• **DATA FOR THIS EXERCISE**:
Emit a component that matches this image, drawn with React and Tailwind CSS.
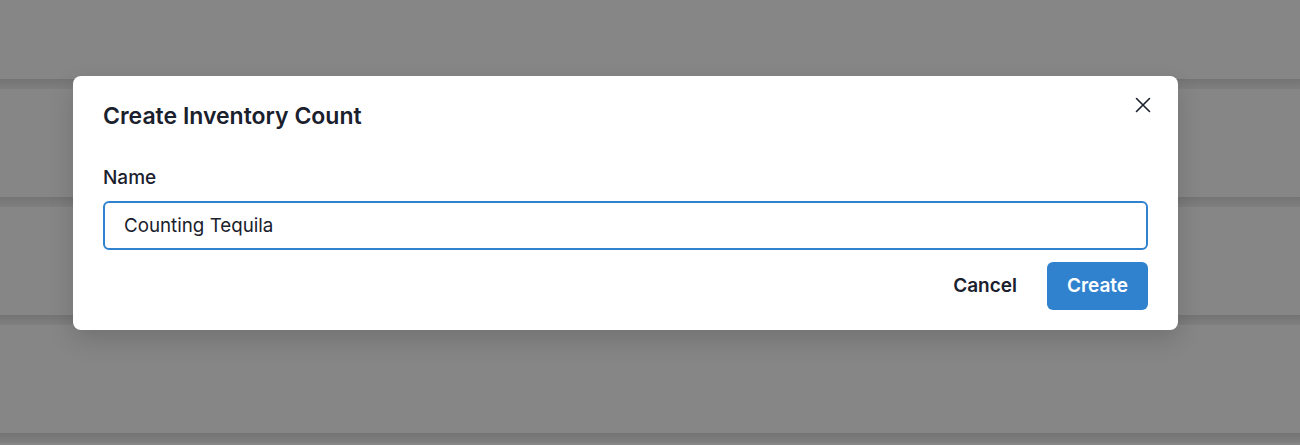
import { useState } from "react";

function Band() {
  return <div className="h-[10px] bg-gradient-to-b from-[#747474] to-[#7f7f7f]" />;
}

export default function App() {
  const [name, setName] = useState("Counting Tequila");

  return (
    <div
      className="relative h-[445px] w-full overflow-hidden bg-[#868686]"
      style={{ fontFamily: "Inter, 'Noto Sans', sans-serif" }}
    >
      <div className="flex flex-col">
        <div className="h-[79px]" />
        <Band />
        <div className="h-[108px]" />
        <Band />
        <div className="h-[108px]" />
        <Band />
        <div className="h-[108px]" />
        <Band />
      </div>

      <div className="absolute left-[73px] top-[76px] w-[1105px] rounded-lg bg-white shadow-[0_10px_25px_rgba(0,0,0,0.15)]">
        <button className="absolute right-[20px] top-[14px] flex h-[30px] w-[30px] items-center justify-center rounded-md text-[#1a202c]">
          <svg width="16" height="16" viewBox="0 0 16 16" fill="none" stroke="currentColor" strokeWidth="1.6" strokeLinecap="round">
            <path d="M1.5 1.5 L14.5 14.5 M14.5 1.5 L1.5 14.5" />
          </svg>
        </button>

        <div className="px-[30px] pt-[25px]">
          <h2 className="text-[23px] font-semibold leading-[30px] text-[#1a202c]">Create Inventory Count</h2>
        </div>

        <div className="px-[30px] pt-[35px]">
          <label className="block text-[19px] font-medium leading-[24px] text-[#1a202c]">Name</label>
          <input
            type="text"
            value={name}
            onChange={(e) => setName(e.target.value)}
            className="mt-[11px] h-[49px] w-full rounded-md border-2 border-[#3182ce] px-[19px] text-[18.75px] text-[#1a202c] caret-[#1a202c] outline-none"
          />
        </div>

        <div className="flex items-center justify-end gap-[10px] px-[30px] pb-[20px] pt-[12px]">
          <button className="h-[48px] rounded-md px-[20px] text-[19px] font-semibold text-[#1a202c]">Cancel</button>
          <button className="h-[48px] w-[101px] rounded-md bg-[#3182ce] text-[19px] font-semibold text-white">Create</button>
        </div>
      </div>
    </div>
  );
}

...

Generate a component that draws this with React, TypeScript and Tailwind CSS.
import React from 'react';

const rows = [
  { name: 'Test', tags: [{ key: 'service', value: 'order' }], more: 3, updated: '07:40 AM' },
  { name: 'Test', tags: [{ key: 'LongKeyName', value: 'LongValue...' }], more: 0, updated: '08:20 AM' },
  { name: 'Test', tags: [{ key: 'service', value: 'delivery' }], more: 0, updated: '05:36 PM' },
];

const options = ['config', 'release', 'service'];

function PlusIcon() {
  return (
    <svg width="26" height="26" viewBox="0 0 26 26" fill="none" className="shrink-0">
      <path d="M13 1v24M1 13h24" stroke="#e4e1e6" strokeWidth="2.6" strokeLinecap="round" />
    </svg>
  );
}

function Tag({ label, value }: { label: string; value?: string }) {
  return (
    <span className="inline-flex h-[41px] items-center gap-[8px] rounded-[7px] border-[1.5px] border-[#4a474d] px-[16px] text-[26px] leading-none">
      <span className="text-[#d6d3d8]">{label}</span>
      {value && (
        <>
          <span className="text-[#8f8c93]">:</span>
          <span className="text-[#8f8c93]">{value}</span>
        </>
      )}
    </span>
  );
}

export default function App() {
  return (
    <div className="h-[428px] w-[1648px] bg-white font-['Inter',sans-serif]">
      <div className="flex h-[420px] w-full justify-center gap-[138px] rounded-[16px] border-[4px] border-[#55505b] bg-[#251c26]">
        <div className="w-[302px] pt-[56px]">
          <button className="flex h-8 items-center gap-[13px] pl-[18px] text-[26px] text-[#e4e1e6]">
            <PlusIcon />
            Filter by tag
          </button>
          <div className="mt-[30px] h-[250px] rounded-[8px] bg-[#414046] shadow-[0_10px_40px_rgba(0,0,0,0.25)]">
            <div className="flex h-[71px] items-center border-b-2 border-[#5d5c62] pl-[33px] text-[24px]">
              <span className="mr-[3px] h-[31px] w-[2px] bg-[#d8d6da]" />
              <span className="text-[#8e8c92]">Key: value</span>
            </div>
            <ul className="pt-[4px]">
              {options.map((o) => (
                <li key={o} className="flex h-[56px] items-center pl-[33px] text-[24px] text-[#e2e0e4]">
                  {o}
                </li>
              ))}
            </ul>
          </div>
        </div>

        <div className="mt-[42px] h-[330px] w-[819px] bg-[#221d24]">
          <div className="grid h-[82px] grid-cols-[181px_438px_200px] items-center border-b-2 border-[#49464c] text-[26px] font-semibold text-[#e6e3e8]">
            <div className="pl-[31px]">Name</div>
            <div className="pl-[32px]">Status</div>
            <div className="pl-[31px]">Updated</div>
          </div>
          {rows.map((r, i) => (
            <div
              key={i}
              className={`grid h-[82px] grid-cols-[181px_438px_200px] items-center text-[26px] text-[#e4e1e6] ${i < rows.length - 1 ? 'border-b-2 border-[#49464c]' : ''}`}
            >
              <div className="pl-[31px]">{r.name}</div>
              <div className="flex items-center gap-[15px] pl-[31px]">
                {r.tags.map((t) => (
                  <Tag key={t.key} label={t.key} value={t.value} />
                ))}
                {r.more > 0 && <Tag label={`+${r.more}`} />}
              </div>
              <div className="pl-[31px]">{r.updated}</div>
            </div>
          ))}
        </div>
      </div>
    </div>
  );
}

• **GOAL**:
Within the entries above, work out how many lines contain the word "that". The number alone is the answer.

• **THE ANSWER**:
2